TASK -
Gather all lines with the word "this" in them.

(Records with interface code)
:::
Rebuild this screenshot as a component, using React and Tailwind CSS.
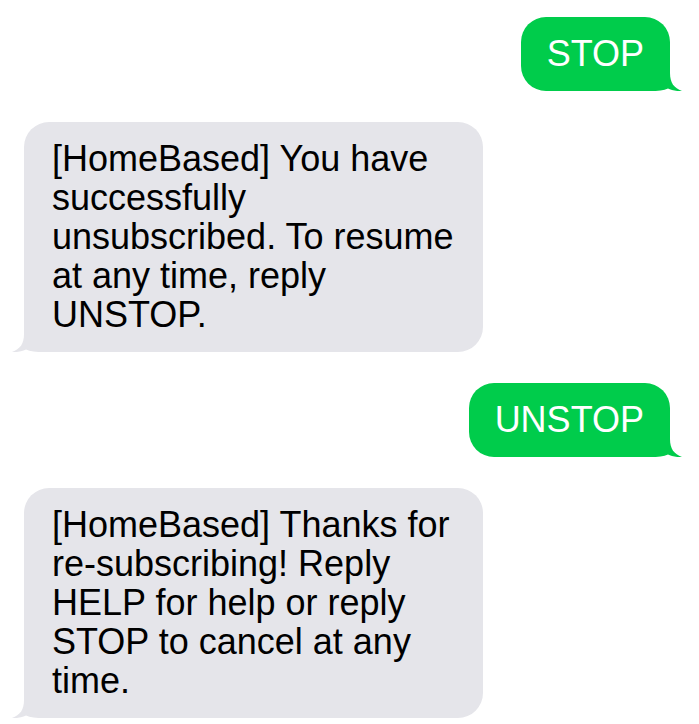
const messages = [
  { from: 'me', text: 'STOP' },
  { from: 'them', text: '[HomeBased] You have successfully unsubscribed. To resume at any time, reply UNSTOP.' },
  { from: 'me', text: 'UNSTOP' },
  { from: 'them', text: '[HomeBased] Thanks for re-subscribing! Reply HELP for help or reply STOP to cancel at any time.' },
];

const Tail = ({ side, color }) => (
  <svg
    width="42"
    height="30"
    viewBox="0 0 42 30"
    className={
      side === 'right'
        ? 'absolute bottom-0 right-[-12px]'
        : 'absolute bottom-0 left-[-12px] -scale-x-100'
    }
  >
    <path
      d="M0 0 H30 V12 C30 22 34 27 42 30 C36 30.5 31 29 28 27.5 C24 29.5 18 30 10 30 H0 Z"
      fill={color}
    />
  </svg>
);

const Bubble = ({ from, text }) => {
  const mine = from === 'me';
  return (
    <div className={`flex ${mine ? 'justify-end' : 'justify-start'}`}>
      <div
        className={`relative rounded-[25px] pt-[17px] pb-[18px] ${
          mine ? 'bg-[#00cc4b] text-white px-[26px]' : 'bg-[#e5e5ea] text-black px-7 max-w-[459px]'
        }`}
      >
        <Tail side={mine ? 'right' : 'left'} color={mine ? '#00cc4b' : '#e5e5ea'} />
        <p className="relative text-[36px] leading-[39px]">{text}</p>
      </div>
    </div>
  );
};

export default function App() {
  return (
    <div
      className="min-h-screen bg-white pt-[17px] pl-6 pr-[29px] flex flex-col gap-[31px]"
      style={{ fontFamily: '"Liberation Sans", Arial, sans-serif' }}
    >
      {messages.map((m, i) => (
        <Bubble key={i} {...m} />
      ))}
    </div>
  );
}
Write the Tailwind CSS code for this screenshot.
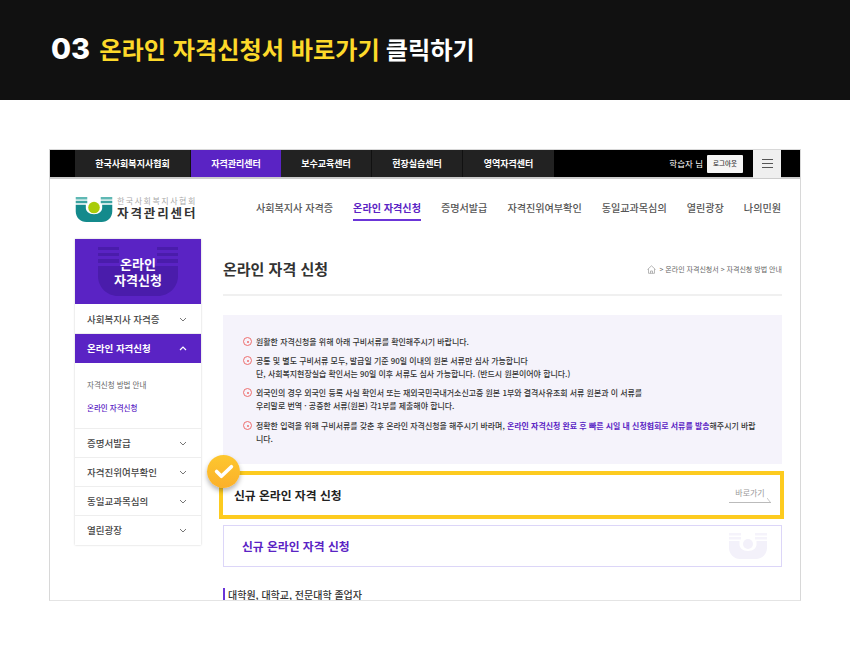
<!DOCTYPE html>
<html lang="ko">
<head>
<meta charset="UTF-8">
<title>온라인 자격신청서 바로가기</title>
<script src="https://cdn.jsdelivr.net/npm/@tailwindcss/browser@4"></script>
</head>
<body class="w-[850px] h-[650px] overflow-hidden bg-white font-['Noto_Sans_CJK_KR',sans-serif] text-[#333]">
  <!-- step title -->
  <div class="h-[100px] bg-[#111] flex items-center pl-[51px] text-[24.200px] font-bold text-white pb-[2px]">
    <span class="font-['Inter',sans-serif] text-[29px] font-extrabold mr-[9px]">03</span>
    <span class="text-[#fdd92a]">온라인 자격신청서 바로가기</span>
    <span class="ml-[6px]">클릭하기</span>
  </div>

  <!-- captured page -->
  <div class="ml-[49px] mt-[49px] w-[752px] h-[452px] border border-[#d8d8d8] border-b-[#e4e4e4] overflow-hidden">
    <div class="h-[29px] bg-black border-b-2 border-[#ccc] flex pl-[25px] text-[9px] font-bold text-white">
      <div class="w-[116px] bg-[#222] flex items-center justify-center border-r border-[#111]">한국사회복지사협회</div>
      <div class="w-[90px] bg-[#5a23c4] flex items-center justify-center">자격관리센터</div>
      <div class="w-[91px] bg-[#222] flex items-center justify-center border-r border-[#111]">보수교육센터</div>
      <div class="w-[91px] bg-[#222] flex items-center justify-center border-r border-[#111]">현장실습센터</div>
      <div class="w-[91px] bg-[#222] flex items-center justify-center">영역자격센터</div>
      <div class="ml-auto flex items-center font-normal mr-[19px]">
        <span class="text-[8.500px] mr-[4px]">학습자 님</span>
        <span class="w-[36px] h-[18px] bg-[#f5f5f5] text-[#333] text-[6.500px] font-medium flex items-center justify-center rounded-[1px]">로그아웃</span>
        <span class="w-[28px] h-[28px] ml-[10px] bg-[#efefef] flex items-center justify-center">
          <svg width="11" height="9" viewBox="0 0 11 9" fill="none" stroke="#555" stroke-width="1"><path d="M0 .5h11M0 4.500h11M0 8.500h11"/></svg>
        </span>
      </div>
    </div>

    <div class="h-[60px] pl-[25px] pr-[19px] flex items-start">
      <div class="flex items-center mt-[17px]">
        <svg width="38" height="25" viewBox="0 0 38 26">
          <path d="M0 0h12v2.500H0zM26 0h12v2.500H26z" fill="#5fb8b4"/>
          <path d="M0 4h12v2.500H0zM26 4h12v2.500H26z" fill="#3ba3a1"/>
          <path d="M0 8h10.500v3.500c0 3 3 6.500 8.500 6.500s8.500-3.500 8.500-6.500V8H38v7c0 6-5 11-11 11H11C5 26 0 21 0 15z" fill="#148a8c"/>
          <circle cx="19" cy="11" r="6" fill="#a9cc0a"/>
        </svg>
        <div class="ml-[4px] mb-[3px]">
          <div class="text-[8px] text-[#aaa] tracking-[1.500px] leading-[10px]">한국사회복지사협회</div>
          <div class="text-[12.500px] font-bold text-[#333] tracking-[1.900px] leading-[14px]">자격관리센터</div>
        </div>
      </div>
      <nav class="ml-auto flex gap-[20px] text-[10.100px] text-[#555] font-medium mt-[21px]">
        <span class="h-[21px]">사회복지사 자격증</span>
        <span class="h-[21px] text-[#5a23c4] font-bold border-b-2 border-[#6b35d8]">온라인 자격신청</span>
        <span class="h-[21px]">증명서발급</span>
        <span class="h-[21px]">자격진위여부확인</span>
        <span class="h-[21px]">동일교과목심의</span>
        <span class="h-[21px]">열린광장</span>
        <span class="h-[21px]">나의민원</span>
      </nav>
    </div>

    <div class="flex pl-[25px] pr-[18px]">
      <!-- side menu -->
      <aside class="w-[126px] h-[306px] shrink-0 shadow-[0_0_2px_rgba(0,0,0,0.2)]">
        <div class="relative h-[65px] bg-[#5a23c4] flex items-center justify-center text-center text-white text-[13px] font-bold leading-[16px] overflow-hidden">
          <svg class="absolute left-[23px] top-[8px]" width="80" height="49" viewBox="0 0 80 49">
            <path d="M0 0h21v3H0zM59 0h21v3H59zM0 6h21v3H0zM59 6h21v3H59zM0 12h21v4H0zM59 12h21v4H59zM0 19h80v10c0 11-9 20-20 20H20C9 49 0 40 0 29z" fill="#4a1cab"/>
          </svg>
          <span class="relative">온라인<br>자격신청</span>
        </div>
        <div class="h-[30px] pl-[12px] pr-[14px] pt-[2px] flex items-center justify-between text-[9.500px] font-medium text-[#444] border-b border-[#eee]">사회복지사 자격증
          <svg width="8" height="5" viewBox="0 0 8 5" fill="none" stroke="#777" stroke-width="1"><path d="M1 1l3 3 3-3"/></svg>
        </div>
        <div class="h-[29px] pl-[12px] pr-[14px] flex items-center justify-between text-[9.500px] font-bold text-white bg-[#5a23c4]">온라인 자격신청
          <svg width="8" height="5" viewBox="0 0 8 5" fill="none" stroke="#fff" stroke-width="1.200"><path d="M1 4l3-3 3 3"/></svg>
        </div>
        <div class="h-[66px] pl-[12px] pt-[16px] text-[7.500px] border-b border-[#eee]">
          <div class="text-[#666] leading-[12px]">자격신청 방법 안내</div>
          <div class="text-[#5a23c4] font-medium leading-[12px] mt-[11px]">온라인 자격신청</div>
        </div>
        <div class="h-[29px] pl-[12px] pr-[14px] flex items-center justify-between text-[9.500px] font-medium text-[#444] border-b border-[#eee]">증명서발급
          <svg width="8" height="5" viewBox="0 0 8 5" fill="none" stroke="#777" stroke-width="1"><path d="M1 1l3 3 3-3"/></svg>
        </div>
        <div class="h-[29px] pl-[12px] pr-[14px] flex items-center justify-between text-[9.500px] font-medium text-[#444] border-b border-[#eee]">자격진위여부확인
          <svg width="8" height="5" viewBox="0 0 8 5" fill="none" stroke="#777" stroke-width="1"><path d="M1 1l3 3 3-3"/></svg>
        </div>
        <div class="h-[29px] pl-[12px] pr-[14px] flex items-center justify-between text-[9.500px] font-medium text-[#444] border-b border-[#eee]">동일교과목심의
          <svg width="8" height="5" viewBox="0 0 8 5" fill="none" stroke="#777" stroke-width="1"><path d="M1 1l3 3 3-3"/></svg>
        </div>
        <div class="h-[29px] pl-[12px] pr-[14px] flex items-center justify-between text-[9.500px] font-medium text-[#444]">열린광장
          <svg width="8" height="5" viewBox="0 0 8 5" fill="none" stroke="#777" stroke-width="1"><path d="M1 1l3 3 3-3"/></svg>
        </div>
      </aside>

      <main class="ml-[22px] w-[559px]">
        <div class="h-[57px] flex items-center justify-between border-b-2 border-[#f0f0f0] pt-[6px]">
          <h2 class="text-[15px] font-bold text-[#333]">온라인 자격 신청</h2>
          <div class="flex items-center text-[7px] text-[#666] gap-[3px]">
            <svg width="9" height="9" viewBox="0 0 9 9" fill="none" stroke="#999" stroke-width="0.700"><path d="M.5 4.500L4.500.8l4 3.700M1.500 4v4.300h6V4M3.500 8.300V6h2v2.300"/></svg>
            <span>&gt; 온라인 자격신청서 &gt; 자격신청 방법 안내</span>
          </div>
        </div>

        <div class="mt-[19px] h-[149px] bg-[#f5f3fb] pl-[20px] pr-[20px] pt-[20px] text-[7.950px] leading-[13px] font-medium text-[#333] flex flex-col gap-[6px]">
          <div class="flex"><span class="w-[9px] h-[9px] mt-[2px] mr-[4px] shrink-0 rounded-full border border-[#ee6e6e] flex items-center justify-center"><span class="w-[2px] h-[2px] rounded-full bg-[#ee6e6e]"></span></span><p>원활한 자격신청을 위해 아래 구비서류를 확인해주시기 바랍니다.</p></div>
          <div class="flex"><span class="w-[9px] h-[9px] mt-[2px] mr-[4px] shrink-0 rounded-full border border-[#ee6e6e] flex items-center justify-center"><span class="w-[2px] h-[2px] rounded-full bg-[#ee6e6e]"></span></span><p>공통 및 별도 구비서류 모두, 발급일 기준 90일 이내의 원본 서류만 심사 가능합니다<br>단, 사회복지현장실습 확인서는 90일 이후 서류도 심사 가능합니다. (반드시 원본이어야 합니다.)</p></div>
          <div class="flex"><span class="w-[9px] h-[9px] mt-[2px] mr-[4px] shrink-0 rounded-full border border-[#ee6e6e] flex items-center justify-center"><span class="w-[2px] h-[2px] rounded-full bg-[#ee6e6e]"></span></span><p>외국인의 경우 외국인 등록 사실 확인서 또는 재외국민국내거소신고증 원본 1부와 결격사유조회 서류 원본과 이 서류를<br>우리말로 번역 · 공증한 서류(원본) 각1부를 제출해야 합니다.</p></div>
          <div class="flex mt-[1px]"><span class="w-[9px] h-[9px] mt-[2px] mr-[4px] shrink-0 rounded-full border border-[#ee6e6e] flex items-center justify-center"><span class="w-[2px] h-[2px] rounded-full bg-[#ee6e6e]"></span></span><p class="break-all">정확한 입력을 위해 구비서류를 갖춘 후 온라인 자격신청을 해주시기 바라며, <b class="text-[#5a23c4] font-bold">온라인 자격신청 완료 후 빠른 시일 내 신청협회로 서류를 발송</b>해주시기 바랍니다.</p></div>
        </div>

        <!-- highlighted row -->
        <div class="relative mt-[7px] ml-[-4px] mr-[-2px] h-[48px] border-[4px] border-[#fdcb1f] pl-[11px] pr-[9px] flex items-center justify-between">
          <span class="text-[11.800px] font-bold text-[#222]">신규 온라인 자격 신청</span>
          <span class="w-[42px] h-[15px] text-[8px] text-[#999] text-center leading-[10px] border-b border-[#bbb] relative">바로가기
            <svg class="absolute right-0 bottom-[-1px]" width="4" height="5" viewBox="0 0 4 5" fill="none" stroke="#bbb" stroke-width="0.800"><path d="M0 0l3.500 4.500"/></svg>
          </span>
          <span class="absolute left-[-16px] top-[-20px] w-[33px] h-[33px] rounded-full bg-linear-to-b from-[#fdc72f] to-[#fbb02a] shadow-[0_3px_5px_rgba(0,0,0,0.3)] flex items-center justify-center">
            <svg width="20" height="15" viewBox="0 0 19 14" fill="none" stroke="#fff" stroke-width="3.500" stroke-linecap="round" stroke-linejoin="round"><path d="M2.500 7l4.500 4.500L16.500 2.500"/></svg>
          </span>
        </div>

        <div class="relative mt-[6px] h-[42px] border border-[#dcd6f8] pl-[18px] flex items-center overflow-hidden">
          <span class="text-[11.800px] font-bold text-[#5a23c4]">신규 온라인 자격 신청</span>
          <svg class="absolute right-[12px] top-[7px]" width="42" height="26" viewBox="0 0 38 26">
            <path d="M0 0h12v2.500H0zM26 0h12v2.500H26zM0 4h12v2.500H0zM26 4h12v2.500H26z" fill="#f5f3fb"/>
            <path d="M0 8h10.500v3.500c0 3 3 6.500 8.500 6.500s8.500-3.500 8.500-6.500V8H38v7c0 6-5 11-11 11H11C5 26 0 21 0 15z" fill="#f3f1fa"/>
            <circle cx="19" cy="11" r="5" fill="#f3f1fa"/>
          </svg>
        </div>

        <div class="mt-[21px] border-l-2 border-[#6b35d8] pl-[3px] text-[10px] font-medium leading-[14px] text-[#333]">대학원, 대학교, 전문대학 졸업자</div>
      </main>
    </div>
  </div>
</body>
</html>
:::
WRITTEN ANSWER -
Rebuild this screenshot as a component, using React and Tailwind CSS.
Write the Tailwind CSS code for this screenshot.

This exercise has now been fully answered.